April 10, 2018 by Brian Benchoff 45 Comments

If Techcrunch is to be believed, our skies will soon be filled with delivery robots, ferrying tacos and Chinese food and Amazon purchases from neighborhood-area dispatch stations to your front door. All of this is predicated on the ability of quadcopters to rapidly recharge their batteries, or at the very least swap out batteries automatically.

For their Hackaday Prize entry, [frasanz], [ferminduaso], and [david canas] are building the infrastructure that will make delivery drones possible. It’s a drone supercharger, or a robot that grabs a drone, swaps out the battery, and sends it off to deliver whatever is in its cargo compartment.

This build is a droneport of sorts, designed to have a drone land on it, have a few stepper motors and movable arms spring into action, and replace the battery with a quick-change mechanism. This can be significantly more difficult than it sounds — you need to grab the drone and replace the battery, something that’s easy for human eyes and hands, but much harder for a few sensors and aluminum extrusion.

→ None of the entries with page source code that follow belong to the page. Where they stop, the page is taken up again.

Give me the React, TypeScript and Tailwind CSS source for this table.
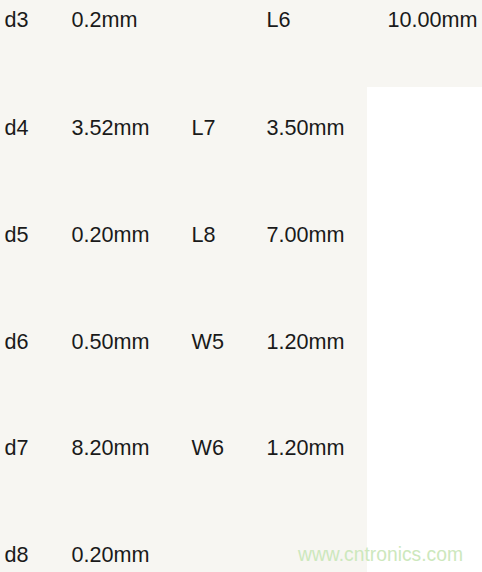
const rows = [
  ["d4", "3.52mm", "L7", "3.50mm"],
  ["d5", "0.20mm", "L8", "7.00mm"],
  ["d6", "0.50mm", "W5", "1.20mm"],
  ["d7", "8.20mm", "W6", "1.20mm"],
  ["d8", "0.20mm", "", ""],
];

export default function App() {
  return (
    <div
      className="relative h-[572px] w-[482px] overflow-hidden bg-white text-[21.6px] leading-[24px] text-[#1a1a1a]"
      style={{ fontFamily: '"Liberation Sans", Arial, sans-serif' }}
    >
      <div className="grid h-[87px] grid-cols-[67px_120px_75px_121px_1fr] bg-[#f7f6f2] pl-[4.5px] pt-[8px]">
        <div>d3</div>
        <div>0.2mm</div>
        <div></div>
        <div>L6</div>
        <div>10.00mm</div>
      </div>
      {rows.map((r, i) => (
        <div
          key={i}
          className="grid h-[106.75px] w-[367px] grid-cols-[67px_120px_75px_1fr] bg-[#f7f6f2] pl-[4.5px] pt-[29px]"
        >
          {r.map((c, j) => (
            <div key={j}>{c}</div>
          ))}
        </div>
      ))}
      <div className="absolute left-[298px] top-[543px] text-[19.3px] leading-[24px] text-[#cde8bd]">
        www.cntronics.com
      </div>
    </div>
  );
}
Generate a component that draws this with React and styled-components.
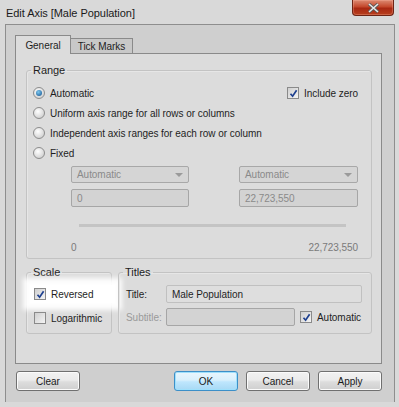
import React from 'react';
import styled, { createGlobalStyle, css } from 'styled-components';

const GlobalStyle = createGlobalStyle`
  html, body {
    margin: 0;
    padding: 0;
    background: #d9d9d9;
  }
  body {
    font-family: 'Liberation Sans', Arial, sans-serif;
    font-size: 10px;
    letter-spacing: -0.05px;
    color: #1e1e1e;
  }
`;

const CheckIcon = () => (
  <svg width="9" height="9" viewBox="0 0 9 9">
    <path d="M1.5 4.8 L3.6 7.2 L7.6 1.2" fill="none" stroke="#1d3f8f" strokeWidth="1.7" />
  </svg>
);

const App = () => {
  return (
    <>
      <GlobalStyle />
      <Window>
        <TitleBar>
          <span>Edit Axis [Male Population]</span>
          <CloseButton>
            <svg width="13" height="10" viewBox="0 0 13 10">
              <path d="M2 1 L11 9 M11 1 L2 9" stroke="#5a5a5a" strokeWidth="3.2" />
              <path d="M2 1 L11 9 M11 1 L2 9" stroke="#e8e8e8" strokeWidth="1.6" />
            </svg>
          </CloseButton>
        </TitleBar>
        <Frame>
          <Tabs>
            <Tab active>General</Tab>
            <Tab>Tick Marks</Tab>
          </Tabs>
          <Panel>
            <Group>
              <Legend>Range</Legend>
              <RangeBody>
                <RadioRow>
                  <Option>
                    <Radio checked />
                    Automatic
                  </Option>
                  <Option>
                    <Checkbox checked>
                      <CheckIcon />
                    </Checkbox>
                    Include zero
                  </Option>
                </RadioRow>
                <RadioRow>
                  <Option>
                    <Radio />
                    Uniform axis range for all rows or columns
                  </Option>
                </RadioRow>
                <RadioRow>
                  <Option>
                    <Radio />
                    Independent axis ranges for each row or column
                  </Option>
                </RadioRow>
                <RadioRow>
                  <Option>
                    <Radio />
                    Fixed
                  </Option>
                </RadioRow>
                <FixedGrid>
                  <Select>
                    Automatic
                    <Caret />
                  </Select>
                  <Select>
                    Automatic
                    <Caret />
                  </Select>
                  <Field disabled>0</Field>
                  <Field disabled>22,723,550</Field>
                </FixedGrid>
                <Track />
                <Ends>
                  <span>0</span>
                  <span>22,723,550</span>
                </Ends>
              </RangeBody>
            </Group>
            <BottomRow>
              <Group>
                <Legend>Scale</Legend>
                <ScaleBody>
                  <Option highlight>
                    <Checkbox checked>
                      <CheckIcon />
                    </Checkbox>
                    Reversed
                  </Option>
                  <Option>
                    <Checkbox />
                    Logarithmic
                  </Option>
                </ScaleBody>
              </Group>
              <Group grow>
                <Legend>Titles</Legend>
                <TitlesBody>
                  <FieldLabel>Title:</FieldLabel>
                  <Field span={2}>Male Population</Field>
                  <FieldLabel disabled>Subtitle:</FieldLabel>
                  <Field disabled />
                  <Option>
                    <Checkbox checked>
                      <CheckIcon />
                    </Checkbox>
                    Automatic
                  </Option>
                </TitlesBody>
              </Group>
            </BottomRow>
          </Panel>
          <Buttons>
            <Button>Clear</Button>
            <Spacer />
            <Button primary>OK</Button>
            <Button>Cancel</Button>
            <Button>Apply</Button>
          </Buttons>
        </Frame>
      </Window>
    </>
  );
};

export default App;

const Window = styled.div`
  width: 399px;
  height: 407px;
  display: flex;
  flex-direction: column;
  box-sizing: border-box;
  background: #d9d9d9;
`;

const TitleBar = styled.div`
  height: 24px;
  display: flex;
  justify-content: space-between;
  align-items: flex-start;
  padding: 0 5px 0 6px;

  span {
    margin-top: 7px;
    font-size: 11px;
    color: #1a1a1a;
  }
`;

const CloseButton = styled.div`
  width: 42px;
  height: 16px;
  box-sizing: border-box;
  display: flex;
  align-items: center;
  justify-content: center;
  border: 1px solid #6e2414;
  border-top: none;
  border-radius: 0 0 4px 4px;
  background: linear-gradient(#dc8a72 0%, #c4482c 45%, #a82812 55%, #b8401f 100%);
  box-shadow: inset 0 0 0 1px rgba(255, 190, 170, 0.3);
`;

const Frame = styled.div`
  flex: 1;
  margin: 0 4px 5px 5px;
  border: 1px solid #8e8e8e;
  border-bottom: none;
  background: #cfcfcf;
  padding: 10px 12px 0 9px;
  display: flex;
  flex-direction: column;
`;

const Tabs = styled.div`
  display: flex;
  align-items: flex-end;
  height: 18px;
  position: relative;
  z-index: 1;
`;

const Tab = styled.div`
  box-sizing: border-box;
  border: 1px solid #8a8a8a;
  border-bottom: none;
  display: flex;
  align-items: center;
  justify-content: center;
  white-space: nowrap;
  ${({ active }) =>
    active
      ? css`
          height: 19px;
          margin-bottom: -1px;
          background: #dcdcdc;
          width: 56px;
          padding-top: 1px;
        `
      : css`
          height: 15px;
          background: #c8c8c8;
          margin-left: -1px;
          width: 63px;
        `}
`;

const Panel = styled.div`
  height: 311px;
  box-sizing: border-box;
  border: 1px solid #8a8a8a;
  background: #dcdcdc;
  padding: 10px 9px 0 10px;
  display: flex;
  flex-direction: column;
  gap: 7px;
`;

const Group = styled.fieldset`
  margin: 0;
  border: 1px solid #c3c3c3;
  border-radius: 3px;
  box-shadow: inset 1px 1px 0 #e6e6e6;
  padding: 0;
  min-width: 0;
  ${({ grow }) => grow && 'flex: 1;'}
`;

const Legend = styled.legend`
  margin-left: 4px;
  padding: 0 2px;
  font-size: 11px;
  line-height: 13px;
`;

const RangeBody = styled.div`
  padding: 6px 13px 3px 6px;
  display: flex;
  flex-direction: column;
`;

const RadioRow = styled.div`
  display: flex;
  justify-content: space-between;
  align-items: center;
  height: 20px;
`;

const Option = styled.label`
  display: flex;
  align-items: center;
  gap: 5px;
  height: 18px;
  ${({ highlight }) =>
    highlight &&
    css`
      background: #ffffff;
      margin: 0 -4px;
      padding: 0 4px;
      box-shadow: 0 0 5px 7px rgba(255, 255, 255, 0.95);
    `}
`;

const Radio = styled.span`
  width: 12px;
  height: 12px;
  box-sizing: border-box;
  border-radius: 50%;
  border: 1px solid #8d8d8d;
  background: radial-gradient(circle at 40% 35%, #ffffff, #c4c4c4);
  display: flex;
  align-items: center;
  justify-content: center;

  &::after {
    content: '';
    display: ${({ checked }) => (checked ? 'block' : 'none')};
    width: 6px;
    height: 6px;
    border-radius: 50%;
    background: radial-gradient(circle at 40% 35%, #7cc8f0, #104e8a);
  }
`;

const Checkbox = styled.span`
  width: 12px;
  height: 12px;
  box-sizing: border-box;
  border: 1px solid #8a8a8a;
  background: linear-gradient(135deg, #cfcfcf, #f4f4f4);
  display: flex;
  align-items: center;
  justify-content: center;
`;

const FixedGrid = styled.div`
  display: grid;
  grid-template-columns: 118px 119px;
  justify-content: space-between;
  row-gap: 6px;
  margin: 3px 0 0 38px;
`;

const boxBase = css`
  box-sizing: border-box;
  height: 17px;
  border: 1px solid #a8a8a8;
  border-radius: 2px;
  display: flex;
  align-items: center;
  padding: 0 5px;
`;

const Select = styled.div`
  ${boxBase}
  justify-content: space-between;
  background: #d5d5d5;
  color: #8a8a8a;
`;

const Caret = styled.span`
  width: 0;
  height: 0;
  border-left: 4px solid transparent;
  border-right: 4px solid transparent;
  border-top: 4px solid #9a9a9a;
`;

const Field = styled.div`
  ${boxBase}
  height: 18px;
  color: ${({ disabled }) => (disabled ? '#8a8a8a' : '#1e1e1e')};
  background: ${({ disabled }) => (disabled ? '#d3d3d3' : '#dedede')};
  border-color: ${({ disabled }) => (disabled ? '#a6a6a6' : '#c0c0c0')};
  ${({ span }) => span && `grid-column: span ${span};`}
`;

const Track = styled.div`
  height: 3px;
  background: #c4c4c4;
  margin: 17px 12px 0 46px;
`;

const Ends = styled.div`
  display: flex;
  justify-content: space-between;
  margin: 15px 0 0 38px;
  color: #7a7a7a;
  height: 13px;
`;

const BottomRow = styled.div`
  display: flex;
  gap: 6px;
`;

const ScaleBody = styled.div`
  width: 84px;
  box-sizing: border-box;
  padding: 6px 0 6px 7px;
  display: flex;
  flex-direction: column;
  gap: 6px;
`;

const TitlesBody = styled.div`
  display: grid;
  grid-template-columns: 40px 129px auto;
  align-items: center;
  row-gap: 5px;
  column-gap: 0;
  padding: 6px 9px 6px 7px;

  & > label {
    margin-left: 5px;
  }
`;

const FieldLabel = styled.span`
  color: ${({ disabled }) => (disabled ? '#9a9a9a' : '#1e1e1e')};
`;

const Buttons = styled.div`
  display: flex;
  align-items: center;
  gap: 8px;
  padding: 7px 0 0 1px;
`;

const Spacer = styled.div`
  flex: 1;
`;

const Button = styled.button`
  width: 64px;
  height: 20px;
  box-sizing: border-box;
  border: 1px solid ${({ primary }) => (primary ? '#3c8fc8' : '#707070')};
  border-radius: 3px;
  font-family: 'Liberation Sans', Arial, sans-serif;
  font-size: 10px;
  color: #1a1a1a;
  padding: 0;
  background: ${({ primary }) =>
    primary
      ? 'linear-gradient(#eaf6fd 0%, #d9f0fc 45%, #bee6fd 55%, #a7d9f5 100%)'
      : 'linear-gradient(#f2f2f2 0%, #ebebeb 45%, #dddddd 55%, #cfcfcf 100%)'};
  box-shadow: ${({ primary }) =>
    primary ? 'inset 0 0 0 1px #9fe0fc' : 'inset 0 0 0 1px #fbfbfb'};
`;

To change batteries, the team is just letting the drone land somewhere on a platform that’s a few feet square. Arms then move it, pushing the drone to the center, and a second arm then moves in to swap the battery. The team is using an interesting locking cam solution to clamp the battery to the drone. It’s much easier for a machine to connect than the standard XT-60 connector found on race quads.

Is this the project the world needs? Quite possibly so. Drones are going to be awesome once battery life improves. Until then, we’ll have to live with limited flight times and drone superchargers.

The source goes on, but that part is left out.